The CAUTI prevention bundle is fundamentally a discipline of not catheterizing when avoidable and removing promptly when no longer needed, supported by aseptic insertion, closed drainage, daily necessity review, and rigorous antimicrobial stewardship that refuses to treat asymptomatic bacteriuria outside pregnancy and pre-urologic procedure.

Avoid and remove: Apply HOUDINI criteria daily; nurse-driven removal protocols are the single most effective systems intervention.

Diagnose by symptoms, not by urine: Pyuria and bacteriuria are universal in catheterized patients; treat only when fever, suprapubic/CVA tenderness, hemodynamic change, or post-removal urinary symptoms localize the source. Always culture from a freshly placed catheter.

Treat appropriately and stop: Ceftriaxone for moderate disease; piperacillin-tazobactam or cefepime ± vancomycin for sepsis or healthcare exposure; de-escalate by 48–72 h; total 7 days for prompt responders, 10–14 for complicated. Replace the catheter during treatment if in place >2 weeks. Image non-responders for abscess or obstruction; emergent decompression for obstructed infected kidney.

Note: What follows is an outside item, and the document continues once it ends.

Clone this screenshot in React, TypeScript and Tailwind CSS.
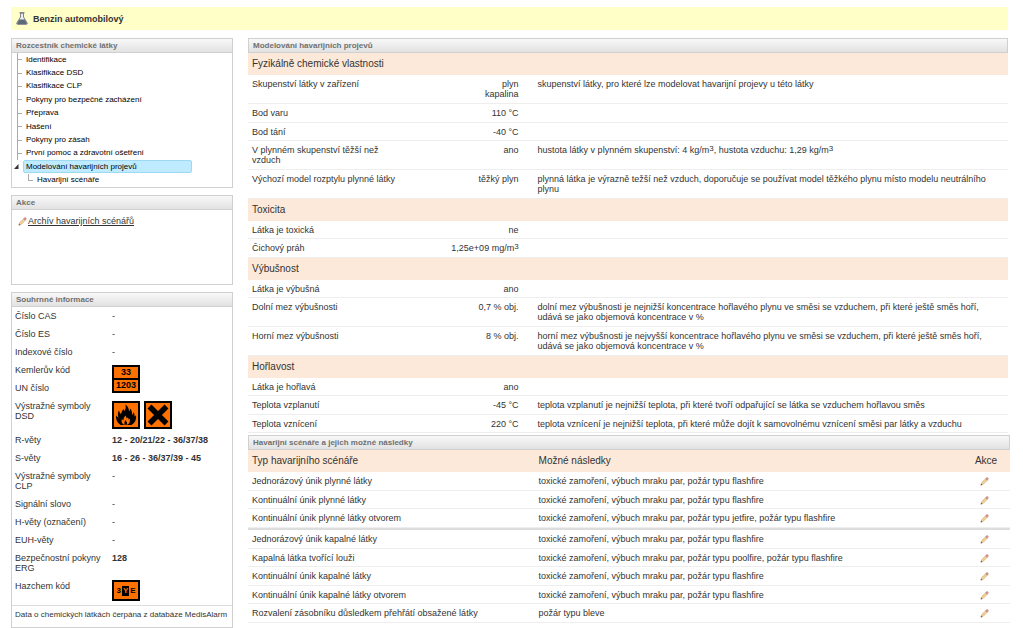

Special populations: Treat ASB only in pregnancy and pre-urologic procedure. Use pregnancy-safe agents (cephalexin, amoxicillin-clavulanate, ceftriaxone). Renally dose cefepime to avoid neurotoxicity. Offer topical vaginal estrogen for recurrent UTI in postmenopausal women.

Systems and ethics: CAUTI is a CMS hospital-acquired condition with public reporting and payment penalties; the right answers on Step 3 emphasize system-level fixes (PDSA, audit-feedback, EHR prompts), antimicrobial stewardship, and transition-of-care safety with explicit antibiotic stop dates and removal plans at discharge.

Board pearl: When the stem offers any of "send urine culture," "start antibiotics for cloudy urine," or "insert Foley for convenience" — these are almost always wrong. The right move is remove the catheter, reassess symptoms, and protect the patient from unnecessary antibiotics.